The simplest approach is to check whether or not the number is odd. If it is, by definition, its right-most binary number will be "1" (2^0). After we've determined this, we bit shift the number to the right and check the same value using recursion.

@Test
public void shouldPrintBinary() {
    StringBuilder sb = new StringBuilder();
    convert(1234, sb);
}

private void convert(int n, StringBuilder sb) {

    if (n > 0) {
        sb.append(n % 2);
        convert(n >> 1, sb);
    } else {
        System.out.println(sb.reverse().toString());
    }
}

Answer 9

Using built-in function:

String binaryNum = Integer.toBinaryString(int num);

If you don't want to use the built-in function for converting int to binary then you can also do this:

import java.util.*;
public class IntToBinary {
    public static void main(String[] args) {
        Scanner d = new Scanner(System.in);
        int n;
        n = d.nextInt();
        StringBuilder sb = new StringBuilder();
        while(n > 0){
        int r = n%2;
        sb.append(r);
        n = n/2;
        }
        System.out.println(sb.reverse());        
    }
}

Answer 10

here is my methods, it is a little bit convince that number of bytes fixed

private void printByte(int value) {
String currentBinary = Integer.toBinaryString(256 + value);
System.out.println(currentBinary.substring(currentBinary.length() - 8));
}

public int binaryToInteger(String binary) {
char[] numbers = binary.toCharArray();
int result = 0;
for(int i=numbers.length - 1; i>=0; i--)
  if(numbers[i]=='1')
    result += Math.pow(2, (numbers.length-i - 1));
return result;
}

Answer 11

Using bit shift is a little quicker...

public static String convertDecimalToBinary(int N) {

    StringBuilder binary = new StringBuilder(32);

    while (N > 0 ) {
        binary.append( N % 2 );
        N >>= 1;
     }

    return binary.reverse().toString();

}

Answer 12

if the int value is 15, you can convert it to a binary as follows.

int x = 15;

Integer.toBinaryString(x);

if you have the binary value, you can convert it into int value as follows.

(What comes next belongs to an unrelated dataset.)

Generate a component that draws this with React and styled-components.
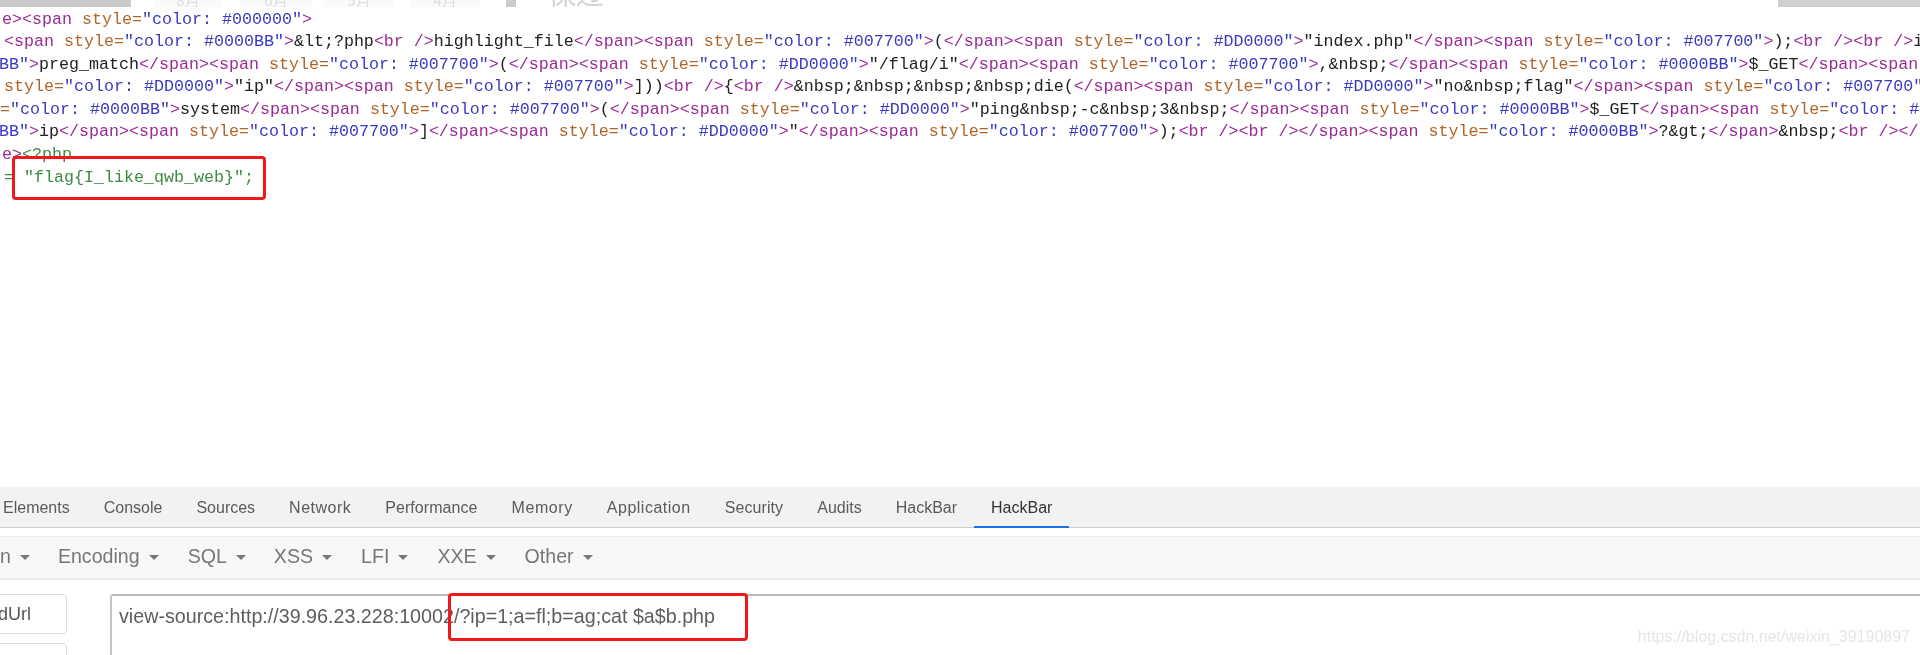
import React from 'react';
import styled, { createGlobalStyle } from 'styled-components';

const Global = createGlobalStyle`
  html, body { margin: 0; padding: 0; background: #fff; }
  body { width: 1920px; height: 655px; overflow: hidden; }
  #root { width: 1920px; height: 655px; }
`;

const Page = styled.div`
  width: 1920px; height: 655px; display: flex; flex-direction: column; overflow: hidden;
  background: #fff; font-family: "Liberation Sans", Arial, sans-serif; filter: blur(0.35px);
`;

const Strip = styled.div`display: flex; height: 7px; overflow: hidden; flex: none;`;
const StripPiece = styled.div`
  flex: none; width: ${p => p.$w}px; height: 7px; margin-left: ${p => p.$gap || 0}px; background: ${p => p.$bg};
  display: flex; align-items: flex-end; justify-content: center; overflow: hidden;
  font-family: "Noto Sans CJK SC", sans-serif; font-size: ${p => p.$fs || 15}px; line-height: 1; color: ${p => p.$fg || '#dcdcdc'};
`;

const Source = styled.div`
  flex: none; height: 478px; padding-top: 2px; box-sizing: border-box; position: relative;
  font-family: "Liberation Mono", monospace; font-size: 16.67px; overflow: hidden;
`;
const Line = styled.div`
  height: 22.4px; line-height: 22.4px; white-space: pre; color: #222;
  margin-left: ${p => p.$x}px; margin-top: ${p => p.$mt || 0}px;
`;
const colors = { tag: '#9a2b96', attr: '#b0662a', val: '#3a3ac0', text: '#222', cmt: '#3d8a45' };
const Tok = styled.span`color: ${p => colors[p.$k]};`;
const Box = styled.div`
  position: absolute; left: 12px; top: 149px; width: 254px; height: 44px; box-sizing: border-box;
  border: 3px solid #f01818; border-radius: 4px;
`;

const Tabs = styled.div`
  flex: none; height: 40px; margin-top: 2px; background: #f2f2f2; border-bottom: 1px solid #ccc;
  display: flex; padding-left: 3px; font-size: 16px;
`;
const Tab = styled.div`
  flex: none; padding: 1px 17px 0; margin-left: ${p => p.$first ? -17 : 0}px; height: 38px; line-height: 39px;
  letter-spacing: ${p => p.$ls || 0}px;
  color: ${p => p.$active ? '#333' : '#5a5a5a'};
  border-bottom: ${p => p.$active ? '2px solid #1a73e8' : 'none'};
`;
const Toolbar = styled.div`
  flex: none; height: 44px; margin-top: 8px; padding-bottom: 3px; background: #f8f8f8;
  border-top: 1px solid #ececec; border-bottom: 2px solid #ececec; box-sizing: border-box;
  display: flex; align-items: center; font-size: 19.6px; color: #777;
`;
const Menu = styled.div`
  flex: none; display: flex; align-items: center; margin-left: ${p => p.$ml}px;
`;
const Caret = styled.span`
  width: 0; height: 0; margin-left: 9px; margin-top: 3px;
  border-left: 5px solid transparent; border-right: 5px solid transparent; border-top: 5px solid #777;
`;
const Work = styled.div`
  flex: 1; display: flex; padding-top: 14px; min-height: 0; gap: 43px; position: relative;
`;
const Side = styled.div`flex: none; width: 67px; display: flex; flex-direction: column; gap: 9px;`;
const SideBtn = styled.div`
  width: 67px; height: 40px; box-sizing: border-box; border: 1px solid #ddd; border-left: none;
  border-radius: 0 5px 5px 0; display: flex; align-items: center; justify-content: flex-end;
  padding-right: 35px; font-size: 18px; color: #555; background: #fff; flex: none; overflow: hidden;
`;
const Field = styled.div`
  flex: 1; height: 80px; border-top: 2px solid #b9b9b9; border-left: 2px solid #c4c4c4;
  border-radius: 3px 0 0 0; box-sizing: border-box; padding: 8px 0 0 7px;
  font-size: 19.7px; line-height: 24px; color: #5e5e5e; white-space: pre;
`;
const UrlBox = styled.div`
  position: absolute; left: 448px; top: 13px; width: 300px; height: 48px; box-sizing: border-box;
  border: 3px solid #f01818; border-radius: 4px;
`;
const Mark = styled.div`
  position: absolute; right: 10px; top: 48px; font-size: 16px; color: #e6e6e6; white-space: nowrap;
`;

const lines = [
  { x: 2, start: ['tag', 'e'], rest: '><span style="color: #000000">' },
  { x: 4, rest: '<span style="color: #0000BB">&lt;?php<br />highlight_file</span><span style="color: #007700">(</span><span style="color: #DD0000">"index.php"</span><span style="color: #007700">);<br /><br />i' },
  { x: -1, start: ['val', 'BB"'], rest: '>preg_match</span><span style="color: #007700">(</span><span style="color: #DD0000">"/flag/i"</span><span style="color: #007700">,&nbsp;</span><span style="color: #0000BB">$_GET</span><span ' },
  { x: 4, rest: 'style="color: #DD0000">"ip"</span><span style="color: #007700">]))<br />{<br />&nbsp;&nbsp;&nbsp;&nbsp;die(</span><span style="color: #DD0000">"no&nbsp;flag"</span><span style="color: #007700"' },
  { x: 0, rest: '="color: #0000BB">system</span><span style="color: #007700">(</span><span style="color: #DD0000">"ping&nbsp;-c&nbsp;3&nbsp;</span><span style="color: #0000BB">$_GET</span><span style="color: #0' },
  { x: -1, start: ['val', 'BB"'], rest: '>ip</span><span style="color: #007700">]</span><span style="color: #DD0000">"</span><span style="color: #007700">);<br /><br /></span><span style="color: #0000BB">?&gt;</span>&nbsp;<br /></s' },
  { x: 2, mt: 1, start: ['tag', 'e'], rest: '>', extra: '<?php' },
  { x: 4, cmt: '= "flag{I_like_qwb_web}";' },
];

const TOKEN = /(<\/?[a-z]+(?: \/>|>| )?)|(style=|=(?="))("[^"]*"?)|(>)/g;

function tokenize(s) {
  const out = [];
  let last = 0;
  for (const m of s.matchAll(TOKEN)) {
    if (m.index > last) out.push(['text', s.slice(last, m.index)]);
    if (m[1]) out.push(['tag', m[1]]);
    if (m[2]) { out.push(['attr', m[2]]); out.push(['val', m[3]]); }
    if (m[4]) out.push(['tag', m[4]]);
    last = m.index + m[0].length;
  }
  if (last < s.length) out.push(['text', s.slice(last)]);
  return out;
}

const tabs = [['Elements', 0], ['Console', 0], ['Sources', 0], ['Network', 0.5], ['Performance', 0.05], ['Memory', 0.6], ['Application', 0.5], ['Security', 0.1], ['Audits', 0], ['HackBar', 0], ['HackBar', 0]];
const menus = [['n', 0], ['Encoding', 28], ['SQL', 29], ['XSS', 28], ['LFI', 29], ['XXE', 29], ['Other', 29]];
const strip = [
  { w: 131, gap: 0, bg: '#c9c9c9', t: '' },
  { w: 68, gap: 23, bg: '#fafafa', t: '8月' },
  { w: 72, gap: 18, bg: '#fafafa', t: '6月' },
  { w: 70, gap: 12, bg: '#fafafa', t: '5月' },
  { w: 70, gap: 16, bg: '#fafafa', t: '4月' },
  { w: 10, gap: 26, bg: '#cccccc', t: '' },
  { w: 60, gap: 30, bg: '#ffffff', t: '保过', fs: 28, fg: '#d4d4d4' },
  { w: 142, gap: 1172, bg: '#d0d0d0', t: '' },
];

export default function App() {
  return (
    <Page>
      <Global />
      <Strip>
        {strip.map((s, i) => <StripPiece key={i} $w={s.w} $gap={s.gap} $bg={s.bg} $fs={s.fs} $fg={s.fg}>{s.t}</StripPiece>)}
      </Strip>
      <Source>
        {lines.map((l, i) => (
          <Line key={i} $x={l.x} $mt={l.mt}>
            {l.start && <Tok $k={l.start[0]}>{l.start[1]}</Tok>}
            {l.rest && tokenize(l.rest).map(([k, t], j) => <Tok key={j} $k={k}>{t}</Tok>)}
            {l.extra && <Tok $k="cmt">{l.extra}</Tok>}
            {l.cmt && <Tok $k="cmt">{l.cmt}</Tok>}
          </Line>
        ))}
        <Box />
      </Source>
      <Tabs>
        {tabs.map(([t, ls], i) => <Tab key={i} $first={i === 0} $ls={ls} $active={i === tabs.length - 1}>{t}</Tab>)}
      </Tabs>
      <Toolbar>
        {menus.map(([m, ml]) => <Menu key={m} $ml={ml}>{m}<Caret /></Menu>)}
      </Toolbar>
      <Work>
        <Side>
          <SideBtn>dUrl</SideBtn>
          <SideBtn />
        </Side>
        <Field>view-source:http://39.96.23.228:10002/?ip=1;a=fl;b=ag;cat $a$b.php</Field>
        <UrlBox />
        <Mark>https://blog.csdn.net/weixin_39190897</Mark>
      </Work>
    </Page>
  );
}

String binaryValue = "1010";

Integer.parseInt(binaryValue, 2);

Answer 13

This can be expressed in pseudocode as:

while(n > 0):
    remainder = n%2;
    n = n/2;
    Insert remainder to front of a list or push onto a stack

Print list or stack

Answer 14

You should really use Integer.toBinaryString() (as shown above), but if for some reason you want your own:

// Like Integer.toBinaryString, but always returns 32 chars
public static String asBitString(int value) {
  final char[] buf = new char[32];
  for (int i = 31; i >= 0; i--) {
    buf[31 - i] = ((1 << i) & value) == 0 ? '0' : '1';
  }
  return new String(buf);
}

Answer 15

My 2cents:

public class Integer2Binary {
    public static void main(String[] args) {
        final int integer12 = 12;
        System.out.println(integer12 + " -> " + integer2Binary(integer12));
        // 12 -> 00000000000000000000000000001100
    }

    private static String integer2Binary(int n) {
        return new StringBuilder(Integer.toBinaryString(n))
            .insert(0, "0".repeat(Integer.numberOfLeadingZeros(n)))
            .toString();
    }
}

Answer 16

This should be quite simple with something like this :

public static String toBinary(int number){
    StringBuilder sb = new StringBuilder();

    if(number == 0)
        return "0";
    while(number>=1){
        sb.append(number%2);
        number = number / 2;
    }

    return sb.reverse().toString();

}

Answer 17

public class BinaryConverter {

    public static String binaryConverter(int number) {
        String binary = "";
        if (number == 1){
            binary = "1";
            return binary;
        }
        if (number == 0){
            binary = "0";
            return binary;
        }
        if (number > 1) {
            String i = Integer.toString(number % 2);

            binary = binary + i;
            binaryConverter(number/2);
        }
        return binary;
    }
}

Answer 18

In order to make it exactly 8 bit, I made a slight addition to @sandeep-saini 's answer:

public static String intToBinary(int number){
        StringBuilder sb = new StringBuilder();

        if(number == 0)
            return "0";
        while(number>=1){
            sb.append(number%2);
            number = number / 2;
        }
        while (sb.length() < 8){
            sb.append("0");
        }

        return sb.reverse().toString();

    }

So now for an input of 1 you get an output of 00000001

Answer 19

public static String intToBinaryString(int n) {
    StringBuilder sb = new StringBuilder();
    for (int i = 0; i < 32 && n != 0; i++) {
        sb.append((n&1) == 1 ? "1" : "0");
        n >>= 1;
    }
    return sb.reverse().toString();
}

We cannot use n%2 to check the first bit, because it's not right for negtive integer. We should use n&1.